Uno di quegli incontri che non ti aspetti abbiano un senso. Una storia. Un motivo per essere messi in discussione. Troppa la differenza di categorie, tra Roger Federer e Diego Schwartzman, che farà capolino nei primi 60 ATP proprio domani, per la seconda volta in carriera. Ed invece ecco ad una delle prestazioni più sofferte, se non inquietanti, dello svizzero. Che sì, ottiene la sua terza finale in stagione. Ma soffre. E s'offre al suo avversario, altresì incredulo, in più di un occasione. Nel primo set, all'argentino, non serve nemmeno essere impeccabile. Non funziona nulla nel gioco dello svizzero. Non si intravede l'ombra di un vincente. Tanti, troppi gli errori. Emblematico il rovescio che regala il secondo break all’avversario. A Schwartzman non par vero, dopo nemmeno mezz'ora, di chiudere il primo set per 6-2. Non par vero nemmeno al pubblico della Garanti Koza Arena. Pubblico ammutolito e deluso. Non par vero nemmeno a Federer che ritorna tra noi nel secondo set. Ha bisogno di un warning per destarsi dal letargo. Warning dopo aver scagliato la palla al di là delle tribune, dopo l'ennesimo, frustrante, scambio vinto dall'avversario. Proprio sulla prima palla break dell'incontro. Ma passano pochi istanti e ne arriva una seconda. E questa volta Roger allunga. E si palesa, per la gioia degli astanti, in tutta la sua classe. Lo svizzero sale in cattedra. Ottiene un altro break, nell'ottavo gioco.
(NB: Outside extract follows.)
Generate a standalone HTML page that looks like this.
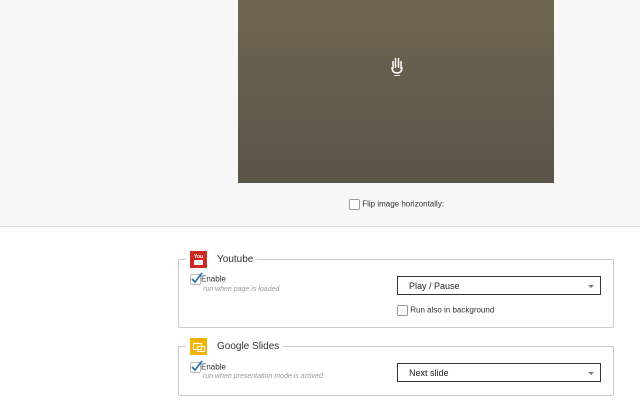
<!DOCTYPE html>
<html><head><style>
body{margin:0;width:640px;height:400px;overflow:hidden;background:#fff;font-family:"Liberation Sans",Arial,sans-serif;position:relative}
.top{position:absolute;left:0;top:0;width:640px;height:226px;background:#f7f7f7;border-bottom:1px solid #ddd}
.vid{position:absolute;left:238px;top:0;width:316px;height:183px;background:linear-gradient(180deg,#6e6550 0%,#645c4c 50%,#5b5448 100%)}
.flip{position:absolute;left:349px;top:199px;font-size:8px;color:#333}
.cb{display:inline-block;width:9px;height:9px;border:1px solid #999;border-radius:2px;background:#fff;vertical-align:middle}
.fs{position:absolute;left:178px;width:434px;border:1px solid #ccc;border-radius:2px}
.leg{position:absolute;background:#fff;padding:0 4px;font-size:10px;color:#333;display:flex;align-items:center;gap:10px}
.ic{width:17px;height:17px}
.sel{position:absolute;left:397px;width:204px;height:19px;border:1px solid #333;font-size:9px;color:#222;line-height:19px;box-sizing:border-box;padding-left:11px}
.sel:after{content:"";position:absolute;right:6px;top:8px;border:3px solid transparent;border-top:3px solid #777}
.en{position:absolute;left:190px;font-size:8px;color:#333}
.sub{position:absolute;left:203px;font-size:7px;color:#999;font-style:italic}
</style></head><body>
<div class="top"></div>
<div class="vid">
<svg style="position:absolute;left:152px;top:56px" width="14" height="22" viewBox="0 0 14 22"><path d="M3 13V5M5.5 12V2M8.5 12V2M11 13V5M2 11q0 6 5 6q5 0 5-6" stroke="#fff" stroke-width="1.5" fill="none"/><rect x="4" y="19" width="6" height="1" fill="#ddd"/></svg>
</div>
<div class="flip"><span class="cb"></span> Flip image horizontally:</div>

<div class="fs" style="top:259px;height:67px"></div>
<div class="leg" style="left:186px;top:251px"><div class="ic" style="background:#cc2a1e;position:relative"><div style="position:absolute;left:4px;top:9px;width:9px;height:5px;background:#fff;border-radius:1px"></div><div style="position:absolute;left:4px;top:3px;font-size:5px;color:#fff;font-weight:bold">You</div></div><span>Youtube</span></div>
<div class="en" style="top:274px"><span class="cb" style="border-color:#bbb"></span>Enable</div>
<svg style="position:absolute;left:191px;top:272px" width="12" height="12"><path d="M1 7l3 3 7-9" stroke="#1a6fb5" stroke-width="1.6" fill="none"/></svg>
<div class="sub" style="top:286px">run when page is loaded</div>
<div class="sel" style="top:276px">Play / Pause</div>
<div style="position:absolute;left:397px;top:305px;font-size:8px;color:#333"><span class="cb"></span> Run also in background</div>

<div class="fs" style="top:346px;height:48px"></div>
<div class="leg" style="left:186px;top:338px"><div class="ic" style="background:#f4b400;position:relative"><div style="position:absolute;left:3px;top:5px;width:7px;height:5px;border:1px solid #fff"></div><div style="position:absolute;left:7px;top:8px;width:6px;height:4px;border:1px solid #fff"></div></div><span>Google Slides</span></div>
<div class="en" style="top:362px"><span class="cb" style="border-color:#bbb"></span>Enable</div>
<svg style="position:absolute;left:191px;top:360px" width="12" height="12"><path d="M1 7l3 3 7-9" stroke="#1a6fb5" stroke-width="1.6" fill="none"/></svg>
<div class="sub" style="top:373px">run when presentation mode is actived</div>
<div class="sel" style="top:363px">Next slide</div>
</body></html>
E restituisce il 6-2. A quel punto, la finale sembrava poco più che una formalità. Ma anche nel terzo set, Roger fa di tutto per complicarsi la vita. Due palle del 2-0 fallite miseramente nel secondo game. Una sanguinosa palla break sventata nel quinto, con un rovescio di antico splendore. Passano i game e Schwartzman ha un solo obiettivo: acciuffare il tie-break. Ma il capolinea è vicino. Nel decimo game concede e annulla il primo match point. Sul 5 a 6 nulla può. Nemmeno la sua generosità. Arrivano altri due match point e quindi la finale numero 128 per Federer.
NIENTE FINALE OLD STYLE
Potrebbe essere la prima in carriera, contro il suo idolo, per Grigor Dimitrov. Ma Pablo Cuevas non è avversario malleabile. Numero tre di questo torneo, l'uruguaiano nato in Argentina non ha intenzione di accontentare la platea. E nel primo set non ha nemmeno bisogno di gettare la racchetta oltre l'ostacolo. Dimitrov gioca forse il peggior set della sua carriera. Perde quattro volte su quattro il servizio, con percentuali raccapriccianti: 35 sulla prima, 28 sulla seconda. Cuevas non riesce nemmeno ad infierire, concede anche lui due break. Ma al momento di servire per il set, seppur tra qualche sussulto, chiude alla prima opportunità, concretizzata con un'altra risposta scaraventata sui teloni da Grigor. L'incontro è oramai andato. Il secondo set è un copione già scritto. Sino al due pari c'è ancora una semifinale. Poi il break dell'uruguagio, sul due pari. E quindi la racchetta disintegrata al suolo, dal bulgaro, nel game successivo. Quando Cuevas concretizza il vantaggio e si porta sul 4 a 2 . A un passo dalla finale. Passano pochi game. Un “C'mon Federer” distrae Cuevas quando serve sul primo match point. Sul secondo, non c'è disturbo che tenga . Dritto in contropiede e, dopo un'ora quindici minuti, ottiene la finale. La quarta in carriera. La seconda in stagione. Ma la prima contro Roger Federer. E non sarà una passeggiata di salute per lo svizzero. Per questo svizzero.